In this case, if we assume that (1) the virtual currencies are not securities, and that (2) the SEC would not view such virtual currencies as “cash” or “cash equivalents,” then 51% of the value of the portfolio ($5,250,000.00/$10,250,000.00) would be attributable to assets that are not securities or cash and cash equivalents, and, as a result, the portfolio would not qualify as a “securities portfolio” and therefore would be excluded from the adviser’s RAUM.
In our next post, we will address the special considerations that apply to the calculation of RAUM in the context of a so-called “private fund,” that is, a fund that would be an investment company as defined in Section 3 of the Investment Company Act (ICA) but for the exclusion from that definition provided by Section 3(c)(1) or 3(c)(7) of the ICA.
[1]Item 5.b.(3) of the Instructions to Part 1A provides the definition of the term “continuous and regular supervisory or management services” to be used for this purpose.

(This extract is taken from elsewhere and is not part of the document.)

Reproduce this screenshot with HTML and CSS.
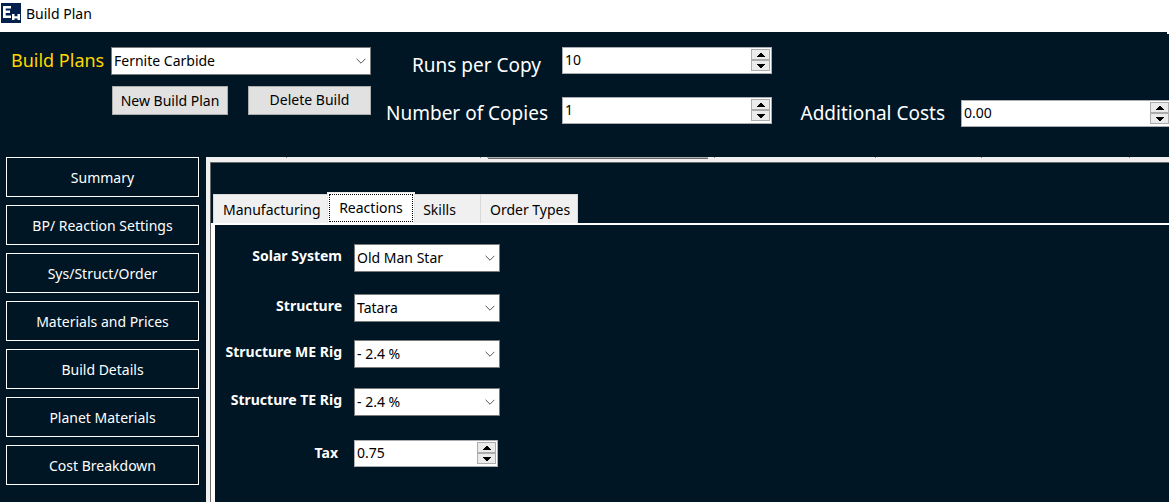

[2]In calculating its RAUM, an adviser must include not only its customary securities portfolios, but also securities portfolios that are: (1) family or proprietary accounts; (2) accounts for which the adviser receives no compensation for its services; and (3) accounts of clients who are not United States persons. See Item 5.b.(1) to the Instructions to Part 1A.
[3]Under Item 5.b.(4) to the Instructions to Part IA of SEC Form ADV, an adviser must determine value using the same method it uses to report account values to clients or to calculate fees for investment advisory services.
This entry has been created for information and planning purposes. It is not intended to be, nor should it be substituted for, legal advice, which turns on specific facts.